As their name and album artwork would suggest, the beach has always been an important element to this band, initially formed by vocalist, Rory Williams, guitarist Robin Windram, bassist Pete Harper and Jed Laidlaw on drums, to fund their surfing habit. “We come from all over the place,” Jed tells me as we are sat in a quiet room above the Academy, where the band would be later performing. “But we ended up in this little place in the south of France. I was there teaching surfing and I saw Rory play in my friend’s bar and straight after we got chatting. I’d been in bands before and always played drums, but I was kind of sick of the scene there. Rory was the first person that made me want to be in a band again.”

Starting off as a cover band, the foursome had found the perfect job: “All of a sudden we’d invented a job for ourselves that meant we could play at night time and just hang out on the beach all day, which was perfect. When it got to the end of summer, we were like ‘what do we do now?’ Well, actually we could just drive across France because there’s the same thing happening in the mountains, surfing just gets swapped for snow sports, so we went and played the band there.”

It was actually on a journey from one of these shows in the snowy mountains that the band came up with the title for their album. “There was a lot of late night driving, and this one particular night we had about an hour and a half drive all the way down the valleys, but it was in January when it shits it down with snow. So it was like 3 foot of snow, 4 o’clock in the morning and everyone was hammered apart from the driver and we got stuck in a snowdrift halfway up a mountain. Rory had been asleep but he woke up and was like ‘what’s going on?’ and I was like ‘Rory, I think today might actually be the day we all die.’ And half-drunk, half-asleep Rory just said ‘No, no, no. We very rarely say die.’ And then fell back asleep. I was like, “I’m pretty sure its never say die…” but it just stuck. We’ve always had this never say die attitude.”

Having been on tour for almost the entirety of their time as a band, they’ve experienced a lot of weird and crazy things over the years, most of which are definitely unpublishable — but very funny. “We take the music very seriously, but we don’t really take ourselves very seriously.”

This comes through completely in the album, which deals with sad topics at times yet manages to create something celebratory and genuinely fun out of it.

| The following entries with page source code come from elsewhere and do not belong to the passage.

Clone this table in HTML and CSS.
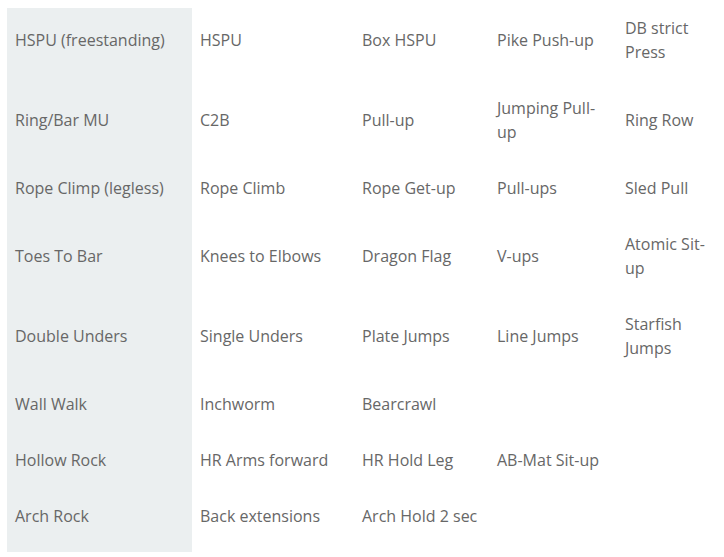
FILE: index.html
```html
<!DOCTYPE html>
<html lang="en">
<head>
<meta charset="utf-8">
<title>Movements</title>
<link rel="stylesheet" href="styles.css">
</head>
<body>
<div class="wrap">
<table class="moves">
<colgroup>
<col class="c1"><col class="c2"><col class="c3"><col class="c4"><col class="c5">
</colgroup>
<tbody>
<tr><td class="main">HSPU (freestanding)</td><td>HSPU</td><td>Box HSPU</td><td>Pike Push-up</td><td>DB strict Press</td></tr>
<tr><td class="main">Ring/Bar MU</td><td>C2B</td><td>Pull-up</td><td>Jumping Pull-up</td><td>Ring Row</td></tr>
<tr><td class="main">Rope Climp (legless)</td><td>Rope Climb</td><td>Rope Get-up</td><td>Pull-ups</td><td>Sled Pull</td></tr>
<tr><td class="main">Toes To Bar</td><td>Knees to Elbows</td><td>Dragon Flag</td><td>V-ups</td><td>Atomic Sit-up</td></tr>
<tr><td class="main">Double Unders</td><td>Single Unders</td><td>Plate Jumps</td><td>Line Jumps</td><td>Starfish Jumps</td></tr>
<tr><td class="main">Wall Walk</td><td>Inchworm</td><td>Bearcrawl</td><td></td><td></td></tr>
<tr><td class="main">Hollow Rock</td><td>HR Arms forward</td><td>HR Hold Leg</td><td>AB-Mat Sit-up</td><td></td></tr>
<tr><td class="main">Arch Rock</td><td>Back extensions</td><td>Arch Hold 2 sec</td><td></td><td></td></tr>
</tbody>
</table>
</div>
</body>
</html>
```
FILE: styles.css
```css
html, body {
  margin: 0;
  padding: 0;
  background: #ffffff;
}
.wrap {
  padding: 8px 7px;
}
.moves {
  width: 710px;
  table-layout: fixed;
  border-collapse: collapse;
  font-family: "Open Sans", "Noto Sans", sans-serif;
  font-size: 16px;
  line-height: 24px;
  color: #676767;
}
.c1 { width: 185px; }
.c2 { width: 162px; }
.c3 { width: 135px; }
.c4 { width: 128px; }
.c5 { width: 100px; }
.moves td {
  padding: 8px 8px 24px 8px;
  vertical-align: middle;
  text-align: left;
}
.moves td.main {
  background: #ebeff0;
}
```
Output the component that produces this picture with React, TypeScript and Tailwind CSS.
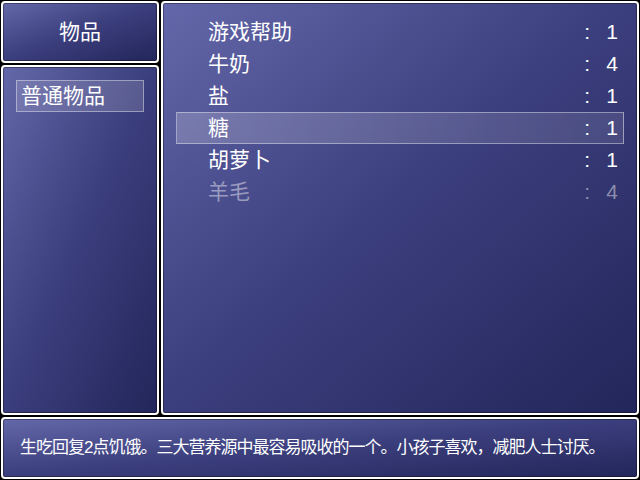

It’s an album that makes you want to dance and is incredibly enjoyable to listen to, while also poignant; seeking escape from heavy themes doesn’t mean ignoring them. “There’s nothing wrong with liking escapism,” Jed says earnestly. “I think all the best records are about escapism.”

One track of the record that particularly stands out is ‘Lost Company’, which entirely embodies the power of taking a personal and sad topic and delivering it in a way that can create something truly positive out of it. “We wanted to write a song about that subject matter, but we wanted to make it a celebration. We wanted something that could be sad but uplifting. That was the aim.”

Very Rarely Say Die (Deluxe) is out now.